What we’re really looking for are students who are enthusiastic and excited about it, we don’t want it to just be mom and dad’s idea, we need to see some motivation from the student. And students who are well adjusted socially; we don’t care so much about scores and exams, the rest of their life is absorbed by that, particularly here in China… Our programs are like applying to a private school, when you apply to a program, you have to list two teachers that know you well, and write a short essay. Then we accept you if we think you're appropriate for the program.
SmSh: China’s the first country Putney has expanded into outside of the U.S. What has that been like and what’s been Putney's biggest accomplishment?
Gov Shumlin: It was funny, when we came last year when we started this, everyone was like, when you get to China they are all going to want to do your academic programs, and the first four students that applied, applied for community service projects in Tanzania, India, and Peru. The students get it and are looking for something that pushes them out of their comfort zone.
Really, where this all came from, was 68 years ago. My dad was a World War II vet who’d grown up in New Jersey, but had been colored — like many people of his generation — by World War II and fighting Hitler. My mom is Dutch, and grew up in occupied Holland and literally watched her Jewish friends disappear, she’d be playing with them one day and they’d be gone the next.
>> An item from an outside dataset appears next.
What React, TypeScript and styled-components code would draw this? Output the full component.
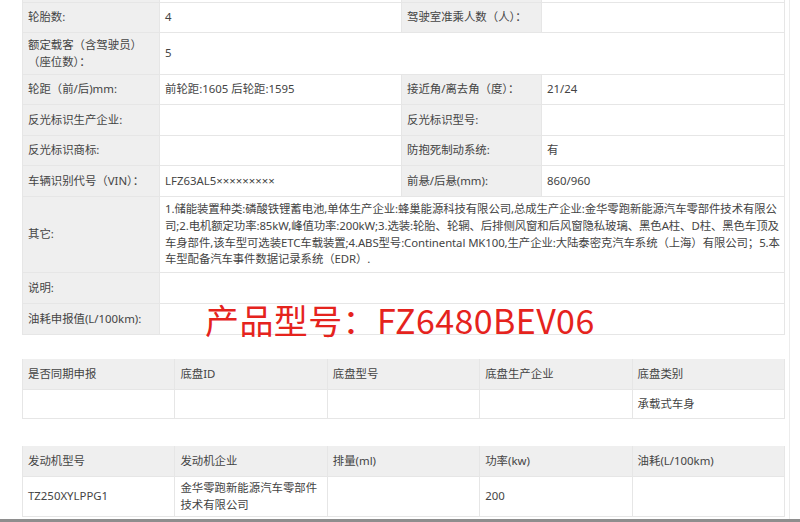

They were both teachers in the U.S. and they got this pretty radical idea to turn summer vacation into an opportunity for students by sending them to do home-stays, community service, learn languages, to really interact with people from foreign countries; all as some small step in helping contribute to a better world through understanding.
The biggest thing we’ve accomplished is taking students who are curious and ready and giving them experiences that they never would have had, that then affect the rest of their lives… What we love about working with middle and high school students is that you can really make a big change in a short period of time, they’re much more open, and that’s why I love doing the work we do.
Me and Gov Shumlin, casually talking future of the U.S. Democratic Party.
SmSh: Speaking of Vermont…Bernie 2020?
Gov Shumlin: My prediction of the Democratic side of the race, is it’s going to be more primary candidates than you’ve ever seen. I mean everyone and their uncle — and aunt I hope — are going to be running for president. It’s very difficult to be a frontrunner in a Democratic primary, if you don’t believe me ask Hillary, Al Gore, I mean we can go through the list. So, it’s exciting. I hope Bernie runs because he adds a lot of important stuff to the conversation. But my guess is that just as Hillary Clinton when she first ran for president was expected to be the nominee and Barack Obama came from nowhere—my guess is the Democrats will nominate someone we don’t expect, we won’t do a rerun of the last race.